Mortgage Basics

Applying for a mortgage and purchasing a new house or property is often considered to be one of the most complicated and stressful times of anyone’s life. It involves a huge amount of money and an incredibly long term financial commitment. However, being aware of just the basic steps of the mortgage process could ensure that your mortgage application goes all the more smoothly and will avoid unnecessary difficulties.

One of the most important steps to take in applying for a mortgage is to devote a considerable amount of time researching the mortgage lending market and select the mortgage company and scheme that will ultimately be the best for your individual situation. This will not only depend on the repayment scheme that the mortgage company is able to offer you, but also on the borrowing limit that they set on your mortgage contract. In the simplest terms, mortgage borrowing limits are set dependent on two main factors. Firstly the financial status of the borrower; for this reason it is common practice for all mortgage companies to carry out a survey of the customers financial history. This usually takes the form of a credit history check. In order for this to be completed, the customer must be in the position to provide evidence of their employment status, which could take the form of a recent pay slip or often a correspondence with the Inland Revenue. The mortgage company may also run a bankruptcy check, to determine the customer’s suitability for their mortgage scheme.

The second factor defining the borrowing limit for the mortgage amount is the actual value of the property itself.

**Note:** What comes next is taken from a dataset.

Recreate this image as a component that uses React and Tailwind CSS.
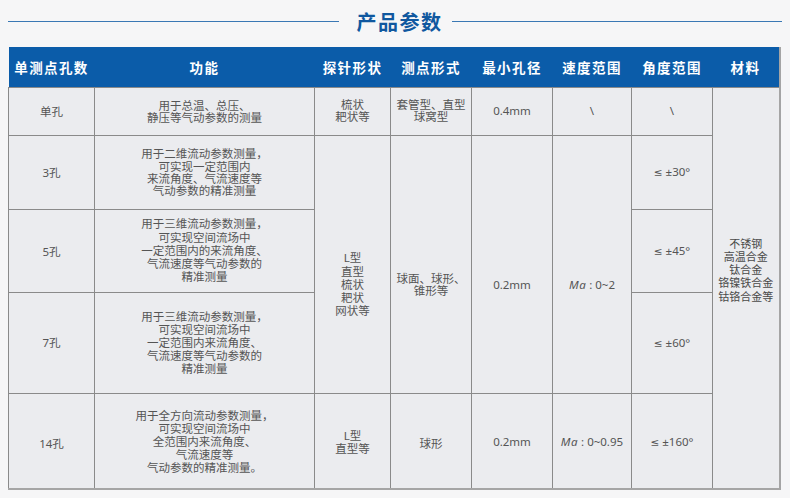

The mortgage company will usually send out an independent property surveyor, to examine the property, and based on a comprehensive structural survey, determine a potential price for that property. This will of course greatly impact on the amount that the mortgage company will deicide to lend. It is relatively uncommon for any mortgage company to offer a one hundred percent mortgage (i.e.) lend out enough money to cover the entire value of the property. Far more common nowadays is the ‘flexible mortgage’, which proves so attractive due to the customer’s ability to repay their mortgage loan early, using the concept of under or over payments, without risking early payment penalties. However, of course this type of mortgage is not suitable for every customer, and the mortgage company or perhaps the services of a mortgage broker should be consulted in order to determine the best mortgage scheme for an individual.

Once the borrowing limits and repayment scheme have been agreed, the customer will be asked to sign the official contract; this contract is based on the concept of ‘equity of redemption’, in which the mortgage company will only surrender all claims on the property once the customer has completed the repayment of their mortgage loan. At this stage the customer will also be required to make a deposit of between five and ten percent of the property’s total value. As further assurance for the mortgage company that they will receive complete repayment of this credit, it is a typical requirement of mortgage companies that the customer takes out a buildings insurance policy on their new property, to cover their repayments should the building suffer severe structural damage and thus require extensive and costly repairs.

The terms of the final mortgage contract must be considered very carefully since in principle, to violate these terms and fail to meet repayments could ultimately mean that the customer stands to lose their home. While this can happen, it is the last resort and the vast majority of mortgage holders have no trouble at all in meeting the repayments and enjoy the ownership of their own home.